Вот такой милый, припудренный, полупридуманный Париж изобразил я три года тому назад для журнала «Новый мир». Что может быть невиннее? Кафе, улочки, переулочки, давно умерший Хемингуэй, милые тосты… Не тут-то было. Эта крохотная главка, эти сверхдружелюбные тосты повергли всех в ужас. «Да что вы, Виктор Платонович, побойтесь Бога! Что это за Ноев ковчег, мирно уживающиеся в газетном киоске «Огонёк» и «Пари-матч», а за каким-то там столом вы трогательно распиваете коктейли с буржуазными журналистами… Простите, но на нашем советском языке это называется «мирное сосуществование идеологий». Нет, нет, это не пройдёт, никто не пропустит!» И мой дружеский тост, а с ним и парижский Ноев ковчег превратился в вялое, невыразительное «удивительнейшее сочетание людей, идей и стилей»… Вот так-то.
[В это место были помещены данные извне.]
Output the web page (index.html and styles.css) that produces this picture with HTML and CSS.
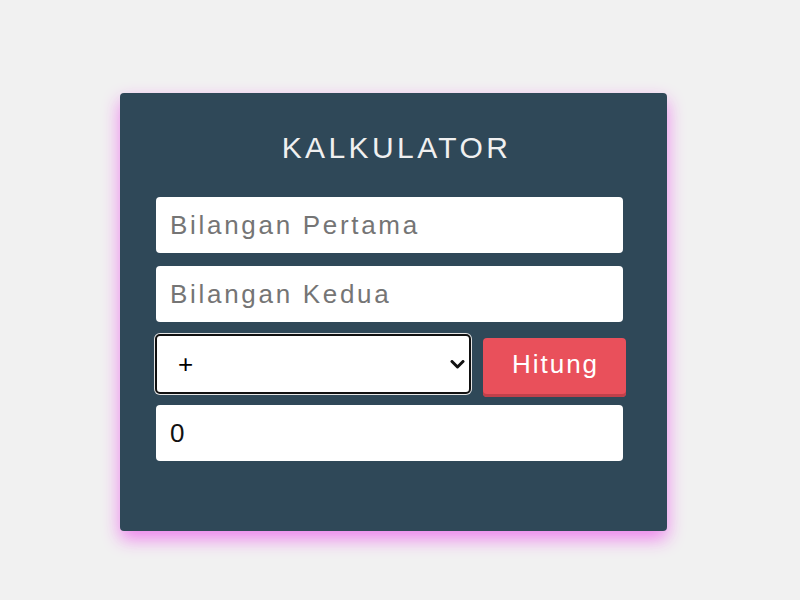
FILE: index.html
```html
<!DOCTYPE html>
<html>
<head>
<meta charset="utf-8">
<link rel="stylesheet" href="styles.css">
</head>
<body>
<div class="card">
  <h2 class="title">KALKULATOR</h2>
  <input class="field" type="text" placeholder="Bilangan Pertama">
  <input class="field" type="text" placeholder="Bilangan Kedua">
  <div class="row">
    <select class="op">
      <option>+</option>
      <option>-</option>
      <option>*</option>
      <option>/</option>
    </select>
    <button class="btn">Hitung</button>
  </div>
  <input class="field result" type="text" value="0">
</div>
</body>
</html>
```
FILE: styles.css
```css
html, body {
  margin: 0;
  padding: 0;
}
body {
  background: #f1f1f1;
  font-family: "Liberation Sans", Arial, sans-serif;
  padding: 93px 0 0 120px;
  height: 600px;
  box-sizing: border-box;
}
.card {
  width: 547px;
  height: 438px;
  box-sizing: border-box;
  background: #2f4858;
  border-radius: 4px;
  padding: 38px 0 0 36px;
  box-shadow: 0 8px 18px violet;
  display: flex;
  flex-direction: column;
}
.title {
  margin: 0 0 32px 0;
  padding-left: 3px;
  width: 475px;
  text-align: center;
  font-weight: normal;
  font-size: 30px;
  letter-spacing: 3.4px;
  line-height: 34px;
  color: #f0f0f0;
}
.field {
  width: 467px;
  height: 56px;
  box-sizing: border-box;
  border: none;
  border-radius: 4px;
  background: #fff;
  padding: 0 14px;
  font-family: "Liberation Sans", Arial, sans-serif;
  font-size: 26px;
  letter-spacing: 2.7px;
  color: #111;
  margin: 0 0 13px 0;
  outline: none;
}
.field::placeholder {
  color: #757575;
}
.row {
  display: flex;
  align-items: flex-start;
  margin: -2px 0 8px -1px;
}
.op {
  -webkit-appearance: none;
  appearance: none;
  width: 316px;
  height: 60px;
  box-sizing: border-box;
  border: 2px solid #111;
  border-radius: 5px;
  box-shadow: 0 0 0 1px #e6e6e6;
  background: #fff url("data:image/svg+xml,%3Csvg xmlns='http://www.w3.org/2000/svg' width='15' height='9' viewBox='0 0 15 9'%3E%3Cpath d='M2 1.5 L7.5 7 L13 1.5' fill='none' stroke='%23111' stroke-width='3' stroke-linecap='round' stroke-linejoin='round'/%3E%3C/svg%3E") no-repeat right 4px center;
  font-family: "Liberation Sans", Arial, sans-serif;
  font-size: 26px;
  color: #000;
  padding: 0 12px 0 21px;
  margin: 1px 0 0 0;
  outline: none;
}
.btn {
  margin: 5px 0 0 12px;
  width: 143px;
  height: 59px;
  box-sizing: border-box;
  border: none;
  border-radius: 4px;
  background: #e9505b;
  box-shadow: inset 0 -3px 0 #c0404a;
  color: #fff;
  font-family: "Liberation Sans", Arial, sans-serif;
  font-size: 26px;
  letter-spacing: 2px;
  padding: 0 0 6px 2px;
}
.result {
  margin: 0;
  letter-spacing: 0;
}
```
В той же главке, чуть повыше, корреспондент показывает мне последний номер газеты (было «Русской мысли» — вычеркнул) и говорит: «Тут и про вас кое-что есть». И дальше о моём выступлении в клубе «Жар-птица». Весь последующий абзац был начисто изъят. А посвящён он был той самой заметке в «Русской мысли», заканчивавшейся печально-ироническими словами: «Бедный Некрасов, упиваясь дискуссиями и спорами, он не подозревал, что, пока он обо всём этом рассказывал, Хрущёв уже громил левых художников в том же Манеже». Бог ты мой, как я сопротивлялся, предлагал сжать, сократить, заменить «громил» на «критиковал», на меня смотрели как на идиота: «Да ну, Виктор Платонович, вы ж не ребёнок, сами должны понять… Цензура всё равно вычеркнет, зачем задерживать номер!»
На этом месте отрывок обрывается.